BEGIN
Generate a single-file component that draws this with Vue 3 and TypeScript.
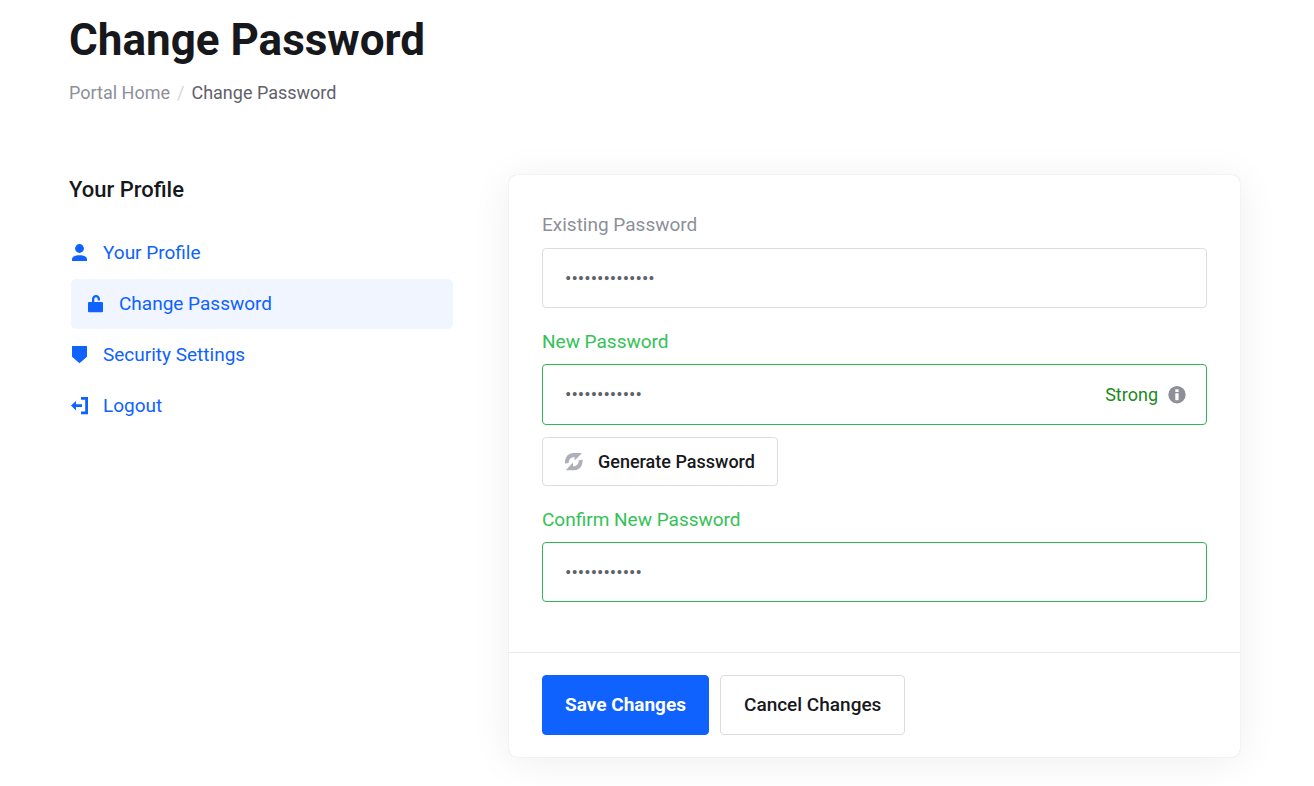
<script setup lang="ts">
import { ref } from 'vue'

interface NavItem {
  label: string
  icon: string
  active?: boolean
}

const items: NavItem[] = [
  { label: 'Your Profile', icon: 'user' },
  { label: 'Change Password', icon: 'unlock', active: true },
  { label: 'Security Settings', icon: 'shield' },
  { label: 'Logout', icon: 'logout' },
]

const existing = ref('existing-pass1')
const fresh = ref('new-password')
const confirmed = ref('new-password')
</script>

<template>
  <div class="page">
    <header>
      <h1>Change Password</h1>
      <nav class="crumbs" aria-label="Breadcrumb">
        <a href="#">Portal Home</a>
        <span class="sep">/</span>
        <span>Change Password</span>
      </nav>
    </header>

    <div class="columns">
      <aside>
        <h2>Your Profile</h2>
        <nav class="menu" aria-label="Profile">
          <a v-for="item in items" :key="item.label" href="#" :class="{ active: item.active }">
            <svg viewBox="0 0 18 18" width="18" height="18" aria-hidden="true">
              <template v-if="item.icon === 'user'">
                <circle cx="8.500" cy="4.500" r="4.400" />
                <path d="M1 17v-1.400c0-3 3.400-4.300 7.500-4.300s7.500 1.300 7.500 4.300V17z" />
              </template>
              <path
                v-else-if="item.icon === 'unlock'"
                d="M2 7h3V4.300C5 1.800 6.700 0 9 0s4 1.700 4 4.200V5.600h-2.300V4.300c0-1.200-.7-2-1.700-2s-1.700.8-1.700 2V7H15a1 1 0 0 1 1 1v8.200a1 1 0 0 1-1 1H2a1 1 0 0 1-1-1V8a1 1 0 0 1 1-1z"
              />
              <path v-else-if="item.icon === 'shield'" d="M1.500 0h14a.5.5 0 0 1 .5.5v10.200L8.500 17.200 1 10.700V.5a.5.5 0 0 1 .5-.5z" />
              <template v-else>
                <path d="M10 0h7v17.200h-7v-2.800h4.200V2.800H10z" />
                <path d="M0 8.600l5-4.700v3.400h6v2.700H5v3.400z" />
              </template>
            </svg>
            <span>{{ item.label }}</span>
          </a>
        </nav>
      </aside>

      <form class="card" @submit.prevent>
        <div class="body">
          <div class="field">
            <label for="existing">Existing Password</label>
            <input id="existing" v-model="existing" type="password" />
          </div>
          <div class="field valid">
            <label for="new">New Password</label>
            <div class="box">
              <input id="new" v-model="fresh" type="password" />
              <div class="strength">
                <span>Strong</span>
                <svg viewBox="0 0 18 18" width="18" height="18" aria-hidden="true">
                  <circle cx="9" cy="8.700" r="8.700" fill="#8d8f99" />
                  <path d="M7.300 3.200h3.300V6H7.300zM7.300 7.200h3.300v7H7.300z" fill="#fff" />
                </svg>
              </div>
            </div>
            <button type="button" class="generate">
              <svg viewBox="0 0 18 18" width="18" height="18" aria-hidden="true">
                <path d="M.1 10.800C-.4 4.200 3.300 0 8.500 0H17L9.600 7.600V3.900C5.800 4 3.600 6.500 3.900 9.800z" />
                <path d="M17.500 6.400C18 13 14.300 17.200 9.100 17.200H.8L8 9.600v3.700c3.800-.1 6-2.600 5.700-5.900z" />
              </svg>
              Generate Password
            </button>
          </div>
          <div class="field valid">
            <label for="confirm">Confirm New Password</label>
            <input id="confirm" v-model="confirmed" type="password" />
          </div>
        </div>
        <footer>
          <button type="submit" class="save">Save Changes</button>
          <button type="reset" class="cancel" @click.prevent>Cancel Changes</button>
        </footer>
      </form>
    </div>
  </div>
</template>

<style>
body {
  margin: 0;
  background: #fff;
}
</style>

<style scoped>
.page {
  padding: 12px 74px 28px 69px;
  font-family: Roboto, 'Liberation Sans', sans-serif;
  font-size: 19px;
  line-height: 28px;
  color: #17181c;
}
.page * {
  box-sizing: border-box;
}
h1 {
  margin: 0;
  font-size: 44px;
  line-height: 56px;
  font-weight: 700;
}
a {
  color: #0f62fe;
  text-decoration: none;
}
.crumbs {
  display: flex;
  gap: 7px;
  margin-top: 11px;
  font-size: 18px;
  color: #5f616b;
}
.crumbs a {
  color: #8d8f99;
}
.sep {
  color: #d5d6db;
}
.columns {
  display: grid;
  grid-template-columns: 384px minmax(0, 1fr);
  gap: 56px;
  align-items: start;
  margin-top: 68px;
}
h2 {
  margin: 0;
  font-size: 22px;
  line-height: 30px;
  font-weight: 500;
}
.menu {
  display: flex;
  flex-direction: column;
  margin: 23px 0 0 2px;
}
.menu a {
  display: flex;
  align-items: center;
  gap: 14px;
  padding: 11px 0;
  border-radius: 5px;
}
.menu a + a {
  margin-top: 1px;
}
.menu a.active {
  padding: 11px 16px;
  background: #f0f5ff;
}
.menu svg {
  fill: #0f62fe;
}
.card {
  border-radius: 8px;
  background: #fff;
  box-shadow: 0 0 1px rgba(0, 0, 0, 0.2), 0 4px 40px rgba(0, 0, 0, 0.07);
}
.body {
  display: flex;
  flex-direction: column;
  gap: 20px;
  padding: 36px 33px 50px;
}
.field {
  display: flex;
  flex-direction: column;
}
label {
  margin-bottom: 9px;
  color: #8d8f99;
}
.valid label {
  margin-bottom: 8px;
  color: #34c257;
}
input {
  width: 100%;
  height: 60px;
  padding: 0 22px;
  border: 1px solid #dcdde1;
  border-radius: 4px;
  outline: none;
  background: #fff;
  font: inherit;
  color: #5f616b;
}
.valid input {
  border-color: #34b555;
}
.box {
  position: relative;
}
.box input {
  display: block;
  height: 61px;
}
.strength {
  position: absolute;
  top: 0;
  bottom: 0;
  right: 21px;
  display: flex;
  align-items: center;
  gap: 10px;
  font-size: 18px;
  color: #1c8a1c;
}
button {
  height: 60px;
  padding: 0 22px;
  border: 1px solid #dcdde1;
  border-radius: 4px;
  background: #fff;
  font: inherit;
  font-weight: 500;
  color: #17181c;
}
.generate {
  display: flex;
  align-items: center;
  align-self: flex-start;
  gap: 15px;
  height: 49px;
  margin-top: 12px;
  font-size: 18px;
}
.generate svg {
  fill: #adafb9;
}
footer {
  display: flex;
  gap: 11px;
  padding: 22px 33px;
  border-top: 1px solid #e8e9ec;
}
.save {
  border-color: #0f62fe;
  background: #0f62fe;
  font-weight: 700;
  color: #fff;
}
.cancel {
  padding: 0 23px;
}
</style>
END
BEGIN
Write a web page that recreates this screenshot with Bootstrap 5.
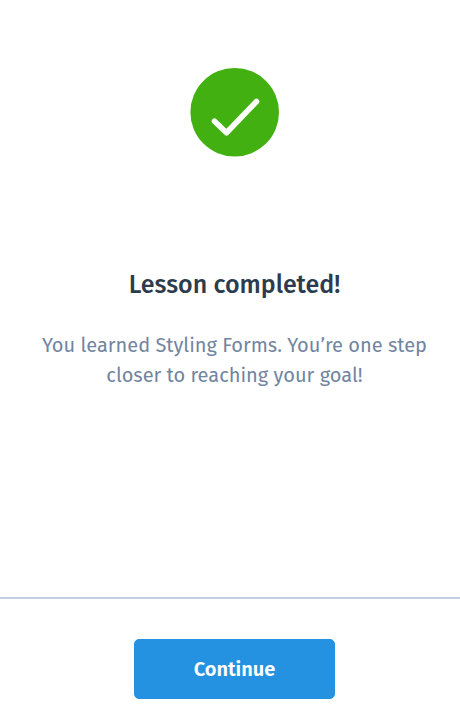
END
WHAT IS NEEDED.
Pull out every line in the material above where "with" occurs.

PROBLEM SOLUTION.
Generate a single-file component that draws this with Vue 3 and TypeScript.
Write a web page that recreates this screenshot with Bootstrap 5.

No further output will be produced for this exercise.